I started this post just as I was about to move out here to the United Arab Emirates, and I think it’s a post that is still worth sharing. Prior to my move, I was a shambles. My head was everywhere and I cried every single day after booking my flight and signing my contract. I remember the number of sleepless nights I had and looking back now at that time, I’m so glad I pushed through it. So here’s that post, which was a post-departure blurt and my honest reality of preparing to move overseas to the UAE.
‘It’s now three days before I fly to the United Arab Emirates, and let’s just say it hasn’t been as smooth sailing as many would think. My move to the UAE at face value looks like an exciting opportunity and one that should not be missed. Yes, it definitely is this, but there is a lot more to this and if I’m going to document my journey overseas, I need to be honest about the reality of this move at the same time.
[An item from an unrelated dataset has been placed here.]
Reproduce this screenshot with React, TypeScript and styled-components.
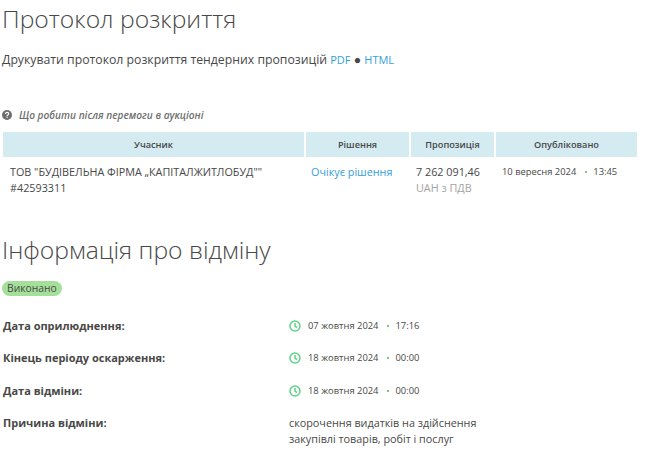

It’s currently 4.13am on the morning of my 22nd birthday. I’ve sat here for the past three or four hours just thinking about the move. Have I made the right decision? How can I leave my family behind? Does that make me a bad person? What if I hate it? What if I can’t cope? There are so many questions running through my mind, 24/7.
I feel emotionally drained, and I’m so unsure whether I’ve made the right decision. I love that people are excited for me and obviously want to know all about it, but at the same time, I can’t get away from the topic of UAE.
I’m having nightmares every night about leaving my parents at the airport on Sunday, upsetting my parents, the prospect of living with a bunch of people I’ve never met. This is the first time I’ve ever moved away from home, why did I choose the other side of the world as my first move from home!? I have cried every single day since accepting the job, actually since being in Kos and the pieces started to fall into place. I have so much on my shoulders right now and feel so much pressure and stress but my flight is booked, and I know this move will be amazing for me, I’m just nervous about what the future holds.’
I’ve now been out here for just over two months, and I’m so happy. I have my homesick moments, but I’m living my best ‘new’ life out here in the UAE. I’ve met some amazing people, and friends I will cherish for life. The first 4 weeks of training were fun-filled, but HOT weeks, and now I’ve started working the weeks are even busier and tiring but I love it at the same time.
I wanted to publish this post because I truly surprised myself. I was not homesick at all until last week and I made it through 8 weeks without wanting to jump back on a plane home. Of course, I miss home, and would love a cuddle from my mum right now but, sometimes you need a change of lifestyle, place, and people to find the best version of yourself and to find what you love in life. I have so much more to share, but I’m that busy I’ve had to put my blog to the side for a bit. However, there will definitely be more posts in the future, I have so much to tell about my move to the UAE and everything I’ve been up to!
For now, I’m getting ready for snack time, so back off to work I go!